桃は「兆し(きざし)」という文字を含んでいて、兆しは「兆候」や「前兆」などの未来を予想する言葉に使われることから、桃は兆しを持つ木、未来を予知して魔を防ぐ木と考えられていたようです。
日本でも古事記で伊弉諾尊(いざなぎのみこと)が鬼女である黄泉醜女(よもつしこめ)に桃の実三つを投げつけて退散させたという話が出ています。
そう考えると桃太郎の鬼退治も桃が邪気を祓ってくれるという所からきているのかもしれませんね。
桃は飾るだけではなく、桃の花を浸した酒を三月三日に飲めば百病を除くともいわれています。

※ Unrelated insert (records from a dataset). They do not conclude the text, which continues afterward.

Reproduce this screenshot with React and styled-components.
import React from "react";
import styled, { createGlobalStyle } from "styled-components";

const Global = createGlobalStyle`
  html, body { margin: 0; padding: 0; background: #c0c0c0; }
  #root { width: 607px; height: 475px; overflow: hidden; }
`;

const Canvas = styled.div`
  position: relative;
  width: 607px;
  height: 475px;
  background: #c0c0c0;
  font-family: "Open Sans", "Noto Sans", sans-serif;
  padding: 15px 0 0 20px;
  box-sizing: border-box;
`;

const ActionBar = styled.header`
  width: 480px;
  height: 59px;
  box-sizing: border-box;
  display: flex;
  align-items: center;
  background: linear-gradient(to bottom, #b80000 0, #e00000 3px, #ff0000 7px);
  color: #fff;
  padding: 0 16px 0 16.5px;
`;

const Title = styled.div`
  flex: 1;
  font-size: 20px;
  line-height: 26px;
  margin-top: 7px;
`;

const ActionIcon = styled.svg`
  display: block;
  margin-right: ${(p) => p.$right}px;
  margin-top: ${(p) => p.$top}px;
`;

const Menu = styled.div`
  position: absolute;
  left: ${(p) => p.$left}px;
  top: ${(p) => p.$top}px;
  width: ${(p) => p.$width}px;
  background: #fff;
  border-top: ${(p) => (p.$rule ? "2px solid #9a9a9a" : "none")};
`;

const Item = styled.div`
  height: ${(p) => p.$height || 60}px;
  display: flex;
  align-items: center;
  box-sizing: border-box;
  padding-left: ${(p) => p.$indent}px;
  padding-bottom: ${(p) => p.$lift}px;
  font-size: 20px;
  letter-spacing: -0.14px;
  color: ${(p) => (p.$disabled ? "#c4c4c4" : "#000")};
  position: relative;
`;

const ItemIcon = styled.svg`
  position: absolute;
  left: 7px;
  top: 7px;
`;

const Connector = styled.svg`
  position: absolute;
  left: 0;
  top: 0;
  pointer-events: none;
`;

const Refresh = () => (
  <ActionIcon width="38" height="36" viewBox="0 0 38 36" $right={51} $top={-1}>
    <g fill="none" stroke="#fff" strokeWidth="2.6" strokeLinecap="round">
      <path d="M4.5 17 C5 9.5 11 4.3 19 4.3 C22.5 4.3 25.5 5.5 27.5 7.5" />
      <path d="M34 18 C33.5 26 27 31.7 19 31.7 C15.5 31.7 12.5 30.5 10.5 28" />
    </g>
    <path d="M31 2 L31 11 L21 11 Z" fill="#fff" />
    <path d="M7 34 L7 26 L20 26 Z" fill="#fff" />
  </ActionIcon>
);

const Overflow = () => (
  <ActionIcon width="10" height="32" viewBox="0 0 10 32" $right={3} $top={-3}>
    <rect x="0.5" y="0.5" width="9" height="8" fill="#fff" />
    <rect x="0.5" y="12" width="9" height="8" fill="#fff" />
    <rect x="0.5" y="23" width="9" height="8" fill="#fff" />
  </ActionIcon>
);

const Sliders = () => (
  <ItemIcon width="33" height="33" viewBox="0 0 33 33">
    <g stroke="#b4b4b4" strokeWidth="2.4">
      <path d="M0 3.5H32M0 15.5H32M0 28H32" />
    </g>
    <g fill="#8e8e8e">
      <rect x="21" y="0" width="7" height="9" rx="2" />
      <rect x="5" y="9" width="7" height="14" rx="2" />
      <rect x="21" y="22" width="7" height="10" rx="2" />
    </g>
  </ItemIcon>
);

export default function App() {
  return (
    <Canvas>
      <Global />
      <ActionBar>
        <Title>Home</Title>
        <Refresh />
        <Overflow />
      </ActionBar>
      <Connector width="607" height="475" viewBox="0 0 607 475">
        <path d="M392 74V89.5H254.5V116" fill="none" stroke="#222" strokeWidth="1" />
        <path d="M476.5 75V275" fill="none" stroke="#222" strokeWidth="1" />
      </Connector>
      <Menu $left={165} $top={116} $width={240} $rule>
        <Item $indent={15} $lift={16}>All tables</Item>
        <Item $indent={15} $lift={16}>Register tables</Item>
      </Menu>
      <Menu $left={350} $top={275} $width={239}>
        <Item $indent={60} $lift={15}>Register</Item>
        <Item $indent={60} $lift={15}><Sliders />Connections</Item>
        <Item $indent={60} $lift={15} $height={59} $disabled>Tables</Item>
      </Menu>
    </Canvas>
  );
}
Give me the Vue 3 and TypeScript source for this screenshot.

なによりも桃は暗いく寒い冬を超えて花を咲かせます。その華やいだ姿はひな祭りにふさわしく、春の訪れを喜ぶ昔の日々の姿も目に浮かぶようです。
ひな祭りとはどんなお祭り?【3月の行事について勉強しよう】のまとめ

ひな祭りは、かつては「野外での遊びでした。
ひな祭りは中国から伝わった「踏青(とうせい)」と日本古来の「祓え(はらえ)」の儀式が組み合わさってできたといわれています。
現在は女の子のための行事ですが、昔は老若男女を問わず行事に参加していたのです。人形を飾る歴史は平安時代までさかのぼります、今のひな壇飾りに移行したのは江戸です。
飾り方にも歴史があり時代背景を垣間見ることができます。(本文をぜひ読んでみてください。)合わせてひな祭りには欠かせない桃の花についてもお話させていただきました。
ひな祭りは最愛の我が子や孫の行く末を願う家族のやさしさが詰まった行事なのです。
最後まで読んでいただきありがとうございました。